Call Me by Your Name was an interesting contrast to A Ciambra because it took place in northern Italy (specifically Crema, a beach town just outside Milan) instead of southern Italy (Italians, like Americans, tend to regard their Southerners as déclassé, and Sicilians the worst of all Italians — at least partly because Sicily was the birthplace of the Mafia), and the characters were considerably higher up the class scale. Indeed, one of the things that irritated me about Call Me by Your Name is that all the people in it who spoke English at all spoke it with perfect American accents — maybe we’re supposed to believe Elio learned it from his U.S. expat father, but still the moment Timothée Chalamant opens his mouth his Valley Boy English is so good I can’t believe him as a born-and-bred Italian with an Italian first name.
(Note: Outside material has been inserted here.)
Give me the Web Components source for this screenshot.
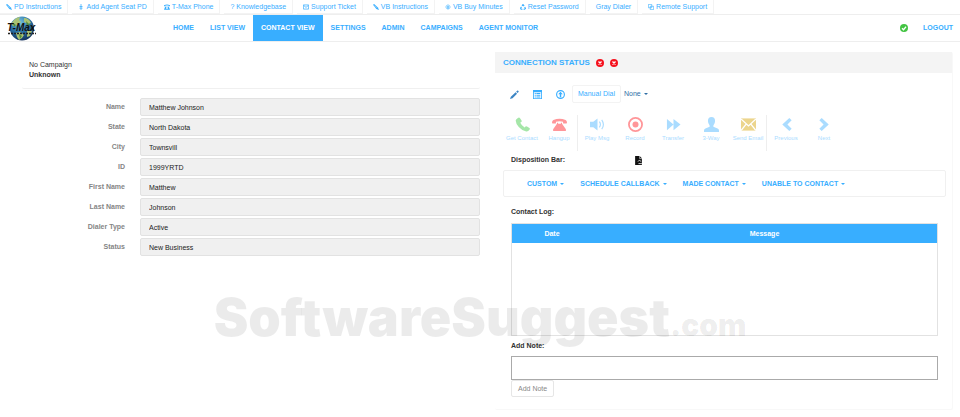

Not only does the fact that both he and Armie Hammer speak not only the same language but the same dialect of it eliminate the culture clash one expects in a story like this, it gets even weirder when, no matter where we’re told the characters are from — Italy, France, Patagonia or wherever — they’re all talking the way you’d expect to hear at an American suburban shopping mall. (This bothered me a lot more than the Frito Bandito accents the cast members of The 33 adopted to convince us they were Latin American even though they were speaking English.) Call Me by Your Name was a disappointing movie, and it’s even more dispiriting to read on its imdb.com page that they’re preparing a sequel — at a time when so many Queer love stories remain to be filmed! As far as I’m concerned, Pedro Almodóvar’s Bad Education remains far and away the best Queer-themed film of the 21st century, though Call Me by Your Name makes me want to re-watch the 2010 French film Come Undone (Presque Rien), also a summer Gay male love story set in a beach town but with the two lovers closer in age, and which I  recall as having more of a real sense of emotion, and less of a sense of sexual and emotional exploitation, as Call Me by Your Name.